** BEGIN DATA PROVIDED **
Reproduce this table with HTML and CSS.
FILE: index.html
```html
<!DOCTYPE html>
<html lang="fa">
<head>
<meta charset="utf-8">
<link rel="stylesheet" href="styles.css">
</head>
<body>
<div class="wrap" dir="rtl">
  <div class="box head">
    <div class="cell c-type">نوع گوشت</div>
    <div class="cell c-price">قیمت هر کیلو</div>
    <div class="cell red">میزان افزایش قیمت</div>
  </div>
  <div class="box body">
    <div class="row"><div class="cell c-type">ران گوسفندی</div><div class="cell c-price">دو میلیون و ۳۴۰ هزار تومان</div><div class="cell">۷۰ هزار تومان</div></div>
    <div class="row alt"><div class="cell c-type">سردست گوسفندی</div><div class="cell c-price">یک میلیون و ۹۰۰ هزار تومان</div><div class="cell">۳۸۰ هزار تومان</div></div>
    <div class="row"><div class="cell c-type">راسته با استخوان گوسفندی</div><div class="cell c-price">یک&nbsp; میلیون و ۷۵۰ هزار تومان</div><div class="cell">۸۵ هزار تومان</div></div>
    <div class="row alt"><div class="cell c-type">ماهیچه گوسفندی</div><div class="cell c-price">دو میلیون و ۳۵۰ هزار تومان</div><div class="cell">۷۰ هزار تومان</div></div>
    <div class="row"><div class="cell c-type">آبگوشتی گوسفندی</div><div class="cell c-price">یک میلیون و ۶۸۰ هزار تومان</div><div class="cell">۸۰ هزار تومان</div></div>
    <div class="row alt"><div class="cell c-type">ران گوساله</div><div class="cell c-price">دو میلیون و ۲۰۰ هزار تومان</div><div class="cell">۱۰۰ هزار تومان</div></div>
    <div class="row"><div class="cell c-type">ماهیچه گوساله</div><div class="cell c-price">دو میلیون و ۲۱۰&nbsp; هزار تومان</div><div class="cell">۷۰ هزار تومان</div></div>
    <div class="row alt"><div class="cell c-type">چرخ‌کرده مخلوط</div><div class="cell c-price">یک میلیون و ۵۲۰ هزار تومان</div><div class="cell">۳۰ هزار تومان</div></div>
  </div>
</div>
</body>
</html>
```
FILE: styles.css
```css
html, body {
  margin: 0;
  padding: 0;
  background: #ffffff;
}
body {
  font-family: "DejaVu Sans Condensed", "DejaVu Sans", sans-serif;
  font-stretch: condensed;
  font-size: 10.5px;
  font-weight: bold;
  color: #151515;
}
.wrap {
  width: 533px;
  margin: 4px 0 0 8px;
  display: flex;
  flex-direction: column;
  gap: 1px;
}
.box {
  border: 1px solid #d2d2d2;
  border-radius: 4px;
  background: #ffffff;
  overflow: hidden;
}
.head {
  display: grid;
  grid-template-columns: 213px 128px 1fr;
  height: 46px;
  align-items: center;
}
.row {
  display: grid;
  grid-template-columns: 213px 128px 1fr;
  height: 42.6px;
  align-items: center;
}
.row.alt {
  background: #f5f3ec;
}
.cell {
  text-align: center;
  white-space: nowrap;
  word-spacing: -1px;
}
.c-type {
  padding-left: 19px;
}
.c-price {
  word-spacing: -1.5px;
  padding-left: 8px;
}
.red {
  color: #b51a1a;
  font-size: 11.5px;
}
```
** END DATA PROVIDED **
Retype the listing. Match it exactly.

Reproduce this table with HTML and CSS.
FILE: index.html
```html
<!DOCTYPE html>
<html lang="fa">
<head>
<meta charset="utf-8">
<link rel="stylesheet" href="styles.css">
</head>
<body>
<div class="wrap" dir="rtl">
  <div class="box head">
    <div class="cell c-type">نوع گوشت</div>
    <div class="cell c-price">قیمت هر کیلو</div>
    <div class="cell red">میزان افزایش قیمت</div>
  </div>
  <div class="box body">
    <div class="row"><div class="cell c-type">ران گوسفندی</div><div class="cell c-price">دو میلیون و ۳۴۰ هزار تومان</div><div class="cell">۷۰ هزار تومان</div></div>
    <div class="row alt"><div class="cell c-type">سردست گوسفندی</div><div class="cell c-price">یک میلیون و ۹۰۰ هزار تومان</div><div class="cell">۳۸۰ هزار تومان</div></div>
    <div class="row"><div class="cell c-type">راسته با استخوان گوسفندی</div><div class="cell c-price">یک&nbsp; میلیون و ۷۵۰ هزار تومان</div><div class="cell">۸۵ هزار تومان</div></div>
    <div class="row alt"><div class="cell c-type">ماهیچه گوسفندی</div><div class="cell c-price">دو میلیون و ۳۵۰ هزار تومان</div><div class="cell">۷۰ هزار تومان</div></div>
    <div class="row"><div class="cell c-type">آبگوشتی گوسفندی</div><div class="cell c-price">یک میلیون و ۶۸۰ هزار تومان</div><div class="cell">۸۰ هزار تومان</div></div>
    <div class="row alt"><div class="cell c-type">ران گوساله</div><div class="cell c-price">دو میلیون و ۲۰۰ هزار تومان</div><div class="cell">۱۰۰ هزار تومان</div></div>
    <div class="row"><div class="cell c-type">ماهیچه گوساله</div><div class="cell c-price">دو میلیون و ۲۱۰&nbsp; هزار تومان</div><div class="cell">۷۰ هزار تومان</div></div>
    <div class="row alt"><div class="cell c-type">چرخ‌کرده مخلوط</div><div class="cell c-price">یک میلیون و ۵۲۰ هزار تومان</div><div class="cell">۳۰ هزار تومان</div></div>
  </div>
</div>
</body>
</html>
```
FILE: styles.css
```css
html, body {
  margin: 0;
  padding: 0;
  background: #ffffff;
}
body {
  font-family: "DejaVu Sans Condensed", "DejaVu Sans", sans-serif;
  font-stretch: condensed;
  font-size: 10.5px;
  font-weight: bold;
  color: #151515;
}
.wrap {
  width: 533px;
  margin: 4px 0 0 8px;
  display: flex;
  flex-direction: column;
  gap: 1px;
}
.box {
  border: 1px solid #d2d2d2;
  border-radius: 4px;
  background: #ffffff;
  overflow: hidden;
}
.head {
  display: grid;
  grid-template-columns: 213px 128px 1fr;
  height: 46px;
  align-items: center;
}
.row {
  display: grid;
  grid-template-columns: 213px 128px 1fr;
  height: 42.6px;
  align-items: center;
}
.row.alt {
  background: #f5f3ec;
}
.cell {
  text-align: center;
  white-space: nowrap;
  word-spacing: -1px;
}
.c-type {
  padding-left: 19px;
}
.c-price {
  word-spacing: -1.5px;
  padding-left: 8px;
}
.red {
  color: #b51a1a;
  font-size: 11.5px;
}
```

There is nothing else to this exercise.